In November 1992, the Fourteenth Amendment was passed, allowing information to supplied in accordance with law. The referendum was passed on the same day as the unsuccessful referendum on the Twelfth Amendment of the Constitution Bill, 1992 and the successful referendum on the Thirteenth Amendment, which responded to different aspects of the X Case.

After this amendment, Article 40.3.3° read in full as follows:

The State acknowledges the right to life of the unborn and, with due regard to the equal right to life of the mother, guarantees in its laws to respect, and, as far as practicable, by its laws to defend and vindicate that right.

This subsection shall not limit freedom to travel between the State and another state.

This subsection shall not limit freedom to obtain or make available, in the State, subject to such conditions as may be laid down by law, information relating to services lawfully available in another state.

The Oireachtas subsequently passed the Regulation of Information (Services outside the State for the Termination of Pregnancies) Act 1995. After convening the Council of State, President Mary Robinson referred the Act to the Supreme Court.

The Fourteenth Amendment was also repealed by the Thirty-sixth Amendment in 2018.

==Argument and Decision==
Under Article 26.2.1°, the Supreme Court assigns counsel to argue against the bill's constitutionality; in this instance, counsel was assigned both to argue on the basis of the right to life of the unborn (Peter Kelly, SC, with Ralph Sutton, SC, and Mary Irvine) and to argue on the basis of the right to life of the mother (Frank Clarke, SC, with Inge Clissman, SC, and Fidelma Macken); the Attorney General Dermot Gleeson, SC, with Peter Shanley SC, Donal O'Donnell, Gerard Hogan and Bláthna Ruane, defended the bill's constitutionality.

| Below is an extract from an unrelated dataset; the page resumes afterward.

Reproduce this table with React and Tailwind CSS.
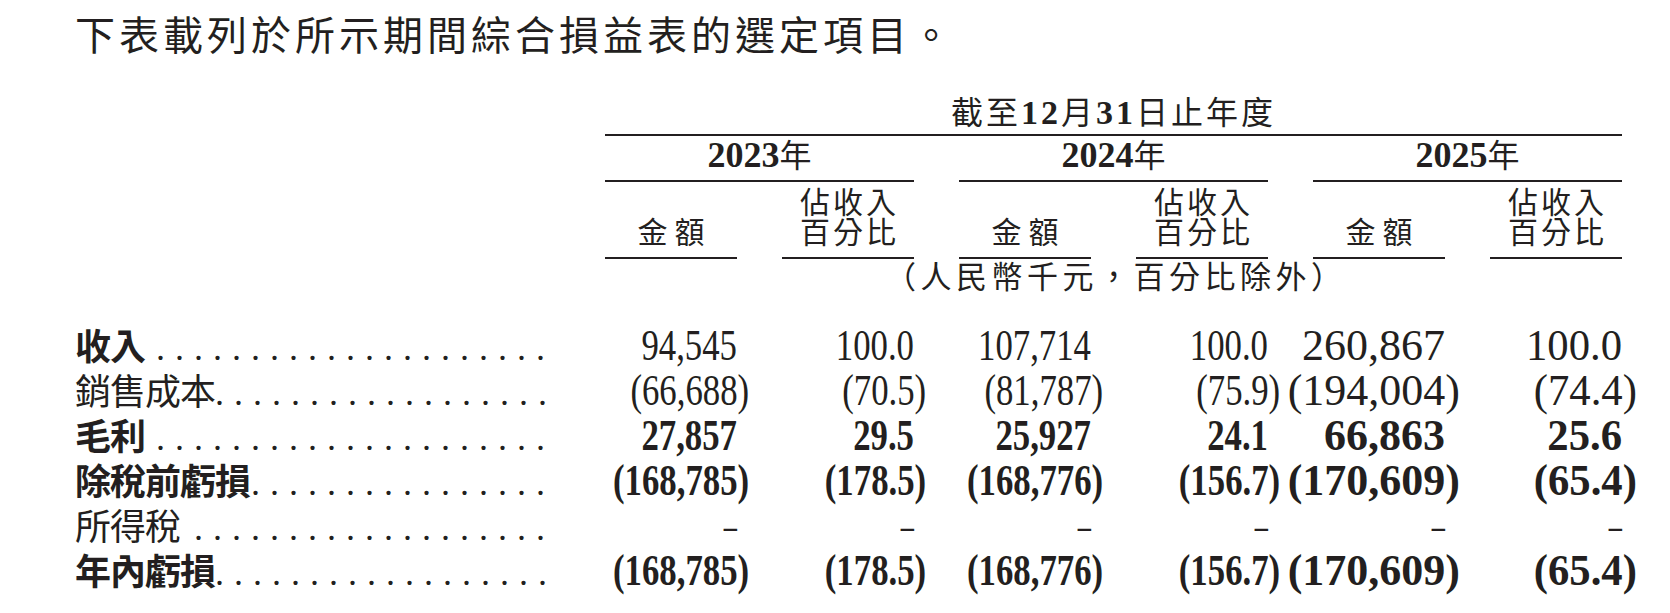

In addition to the positive ban on abortion contained in Article 40.3.3°, previous judgments of the Supreme Court have emphasised the importance of natural law in the Irish constitutional framework, based partly on the preamble to the Constitution which refers to the "Christian nature of the State". Previous dicta from McGee v. Attorney General, G. v. An Bord Uchtála and Norris v. Attorney General indicated that notwithstanding the explicit positive law constitutional ban on abortion, even if Article 40.3.3° were not there, the natural law enshrined in the Constitution would prohibit the Oireachtas from legalising abortion.

The Supreme Court had to decide which was superior, positive law or natural law. The Attorney General argued the Bill was adopted pursuant to a valid constitutional amendment which had passed with a support of a majority of the voters in a referendum. Court appointed Counsel arguing against constitutionality submitted that the legislature and people could not amend the constitution in a manner inconsistent with natural law.

The Court therefore had to determine which was the ultimate rule of recognition for the State. Popular sovereignty is recognised in the constitution by allowing the legislature with a majority of the electorate to amend the constitution but catholic Christian traditions are recognised in the preamble, the wording of some of the articles and was probably in accordance with the original intent of its drafters. The Constitution contained ambiguous provisions (e.g. Article 6 "All powers of government, legislative, executive and judicial, derive, under God, from the people, whose right it is to designate the rulers of the State and, in final appeal, to decide all questions of national policy, according to the requirements of the common good.")

The Court decided that the foundation of Irish Constitutional law was popular sovereignty and rejected the idea that natural law could in any way limit the people's right to amend the constitution, provided they complied with the relevant provisions on adopting an amendment.